Fair Lending Emerging Issues
Managing a compliance program for fair lending has always been difficult because so much of fair lending turns on the fact situation and how it is viewed. During 1996, the number and type of issues under scrutiny increased dramatically. Fair lending now seems like one of those monsters from outer space that keeps changing shape just when you think you have figured out how to get it.
For 1997, there are two areas to watch closely. First, the impact of overages and pricing. The Long Beach case opens overages to comparison by any prohibited basis and makes the lender responsible for different actions by independent brokers. Clearly, the compliance program must monitor the pricing structure of all loans by source. Questions will rise in the arena of the secondary market. For example, will the lender be liable for originating loans on different terms for different purchasers. Increasingly, fair lending advocates are using related consumer protection laws such as the Truth in Lending Act and the Real Estate Settlement Procedures Act as tools in comparing loan disclosures.

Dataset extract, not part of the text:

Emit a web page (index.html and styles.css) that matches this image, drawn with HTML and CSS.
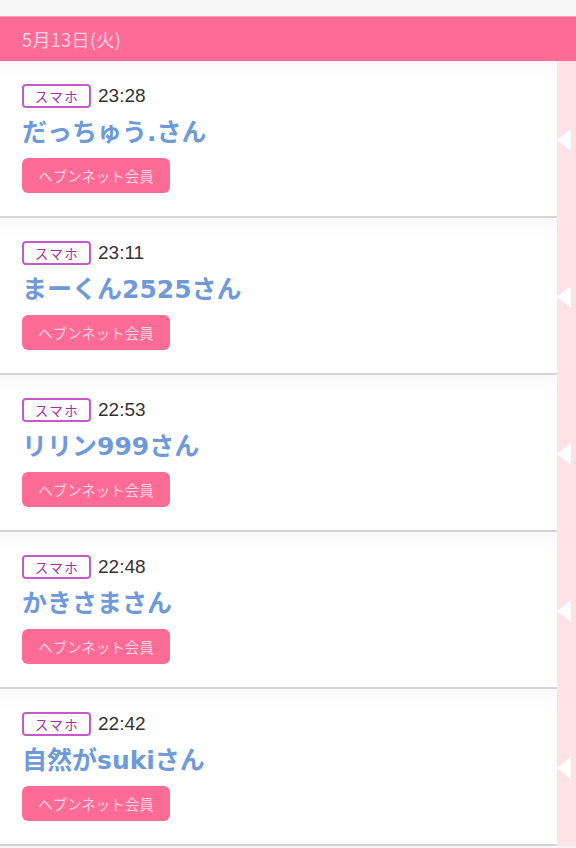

The second area to watch is the question of referrals to related mortgage or finance companies when applicants are not considered to be qualified for a loan from the bank. Consumer groups have already begun to analyze the referral pattern by prohibited basis. This has been raised as a factor in the latest CRA protest against NationsBank's proposed acquisition of Boatman's. For banks that are part of a holding company that includes a mortgage bank or finance company, the alert compliance program should include an analysis of referrals. The most effective method for reviewing referrals could be in a second review program.